Learn from other grassroots efforts that achieved success against giant, well-funded opponents. Partner with stakeholders with funds and expertis.

Inspiration: Everytown America / Moms Demand action’s defeat of the NRA in Virginia. It cost $2.5 million — a modest sum to defeat one of the most powerful lobbying groups in the world and flip the legislature.

Inspiration: Cato Institute’s take on Virginia’s law discriminating against same-sex couples’ access to partner health benefits.

4. Programs

Arguably this section should be No. 1. Why? There are already hundreds of millions of government and foundational dollars devoted to father and family issues, directly helping families achieve our goal of equally involved parents.

Shared parenting legislation is irrelevant if all parents do not have access to courts or the judicial process to apply those laws to their families — or cultural norms to establish informal equal parenting plans.

Barriers apply mostly to low-income familes of color, who are largely unmarried at the time of the child’s birth. Challenges include:

  • Lack of awareness about parenting rights
  • Paternity establishment
  • No automatic trigger for parenting plan (unlike divorce)
  • Child support arrears—incarceration cycle
  • Cultural norms — black dads unlikely to initiate court

Examples of programs successfully addressing fatherlessness:

Promundo — decades’ old global program with significant U.S. presence aimed at active father involvement, through a feminist lens.

Aspen Ascend‘s Fatherhood Learning and Action Community: a group of three fathers and 11 organizations with demonstrated expertise in and strong capacity and will to engage and support fathers for family prosperity. This learning and action initiative will identify and document policy barriers, best practices, and opportunities for father engagement and support.
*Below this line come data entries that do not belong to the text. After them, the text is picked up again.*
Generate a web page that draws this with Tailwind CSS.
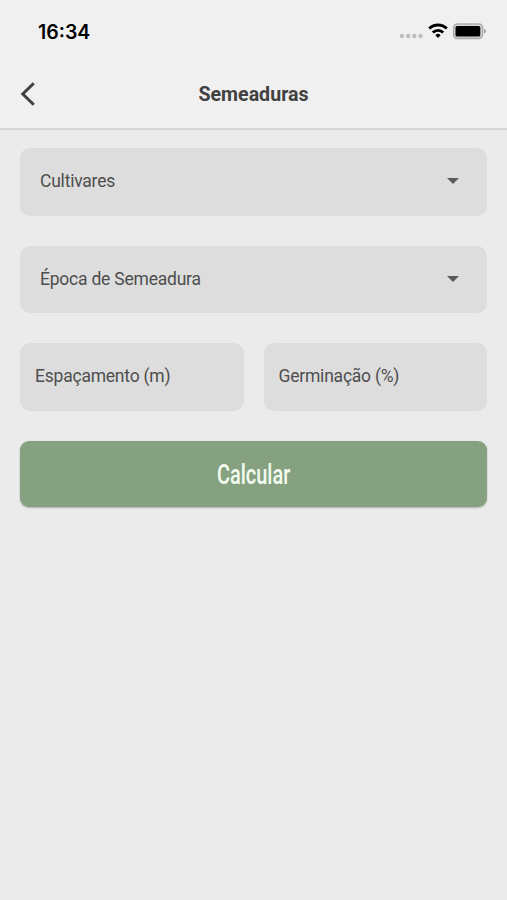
<!DOCTYPE html>
<html lang="pt-BR">
<head>
  <meta charset="UTF-8" />
  <meta name="viewport" content="width=device-width, initial-scale=1.0"/>
  <title>Semeaduras</title>
  <script src="https://cdn.jsdelivr.net/npm/@tailwindcss/browser@4"></script>
</head>
<body class="bg-[#ebebeb] text-[#4e4e4e] font-['Roboto',sans-serif] min-h-screen overflow-hidden">

  <!-- Header -->
  <header class="h-[129.6px] bg-[#f0f0f0] border-b-2 border-[#d6d6d6]">
    <div class="h-[62px] flex items-center justify-between pl-[38px] pr-5">
      <span class="font-['Inter',sans-serif] text-[19.5px] font-semibold text-black leading-none pt-[3px]">16:34</span>
      <svg class="w-[88px] h-[20px]" viewBox="0 0 88 20">
        <g fill="#bdbdbd">
          <circle cx="3" cy="15" r="2.2"/>
          <circle cx="9.2" cy="15" r="2.2"/>
          <circle cx="15.3" cy="15" r="2.2"/>
          <circle cx="21.5" cy="15" r="2.2"/>
        </g>
        <g fill="none" stroke="#000" stroke-width="2.8">
          <path d="M30.2 7.6a12.6 12.6 0 0 1 17.6 0"/>
          <path d="M33.8 11.5a7.4 7.4 0 0 1 10.4 0"/>
        </g>
        <path d="M36.4 14.2a3.6 3.6 0 0 1 5.2 0L39 16.9z" fill="#000"/>
        <rect x="54.7" y="3" width="28.8" height="14.4" rx="3.6" fill="#d8d8d8" stroke="#adadad" stroke-width="1.6"/>
        <rect x="56.5" y="5" width="24.8" height="10.5" rx="1.5" fill="#000"/>
        <path d="M85 7.8q1.8.7 1.8 2.4t-1.8 2.4z" fill="#9b9b9b"/>
      </svg>
    </div>
    <div class="h-[64px] grid grid-cols-[1fr_auto_1fr] items-center px-5">
      <svg class="w-4 h-6" viewBox="0 0 16 24" fill="none" stroke="#414141" stroke-width="3">
        <path d="M13.8 1.2 2.8 12l11 10.8"/>
      </svg>
      <h1 class="text-[19.6px] font-bold text-[#414141] leading-none pt-[2px]">Semeaduras</h1>
    </div>
  </header>

  <!-- Form -->
  <main class="px-[20px] pt-[18.3px]">
    <div class="space-y-[30px]">
      <div class="h-[67.7px] flex items-center justify-between bg-[#dddddd] rounded-[10px] pl-5 pr-7 pb-[2px]">
        <span class="text-[17.5px] tracking-[-0.22px] leading-none pt-[2px]">Cultivares</span>
        <svg class="w-3 h-[6px]" viewBox="0 0 12 6"><path d="M0 0h12L6 6z" fill="#5a5a5a"/></svg>
      </div>
      <div class="h-[67.7px] flex items-center justify-between bg-[#dddddd] rounded-[10px] pl-5 pr-7 pb-px">
        <span class="text-[17.5px] tracking-[-0.22px] leading-none pt-[2px]">Época de Semeadura</span>
        <svg class="w-3 h-[6px]" viewBox="0 0 12 6"><path d="M0 0h12L6 6z" fill="#5a5a5a"/></svg>
      </div>
      <div class="grid grid-cols-2 gap-5">
        <div class="h-[67.7px] flex items-center bg-[#dddddd] rounded-[10px] pl-[15px] pb-px">
          <span class="text-[17.5px] tracking-[-0.22px] leading-none pt-px">Espaçamento (m)</span>
        </div>
        <div class="h-[67.7px] flex items-center bg-[#dddddd] rounded-[10px] pl-[15px] pb-px">
          <span class="text-[17.5px] tracking-[-0.22px] leading-none pt-px">Germinação (%)</span>
        </div>
      </div>
      <button class="w-full h-[66px] flex items-center justify-center bg-[#85a180] rounded-[9px] shadow-[0_1px_2px_rgba(0,0,0,0.25)] text-[#f3fbf0]">
        <span class="text-[27px] font-medium leading-none scale-x-[0.74] pt-[4px]">Calcular</span>
      </button>
    </div>
  </main>

</body>
</html>
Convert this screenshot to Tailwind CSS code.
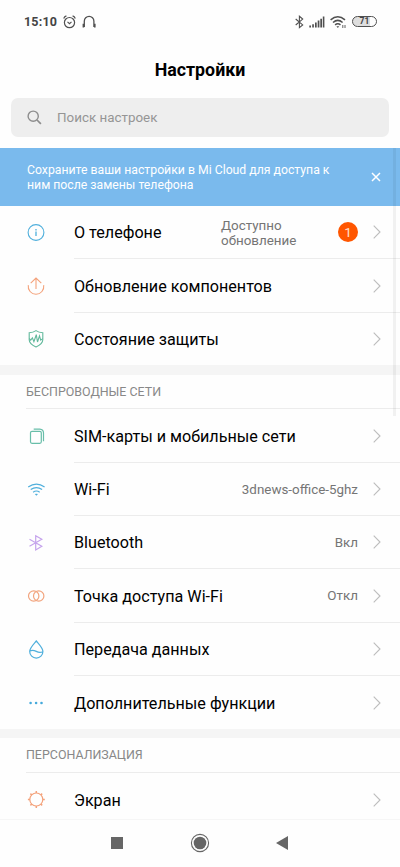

It will also package and disseminate policy ideas and strong strategies via print and multi-media tools (e.g., parent stories, social media campaigns, blogs, video clips, and issue briefs) to policymakers, practitioners, and philanthropists. 

Good+ Jessica (Jerry) Seinfeld’s organiation focused on father involvement, especially for formerly incarcerated and low-income dads. Behind Colorado child support reform.

Center for Urban Families The Baltimore Responsible Fatherhood Project (BRFP) is a 3-week training integrated into STRIVE® Baltimore and other CFUF initiatives that utilizes CFUF’s Developing All Dads for Manhood and Parenting (DADMAP) curriculum to assist non-custodial fathers, with low incomes, to increase and build their fatherhood knowledge and skills.

Parenting Time Opportunities for Children: Starting in 2012, five child support agencies tested and evaluated strategies to create formal parenting time arrangements at the same time a child support order was being established. Summary. Federal program.

Access and Visitation (AV) Program provides $10 million in funding
annually to the 54 states and territories. Administered by the Office of
Child Support Enforcement (OCSE) in the Department of Health and
Human Services, the program is designed to increase noncustodial
parents’ access to and time with their children.

Alameda County Fathers Corps support fathers to be meaningfully engaged with their children and to advocate for father-friendly services.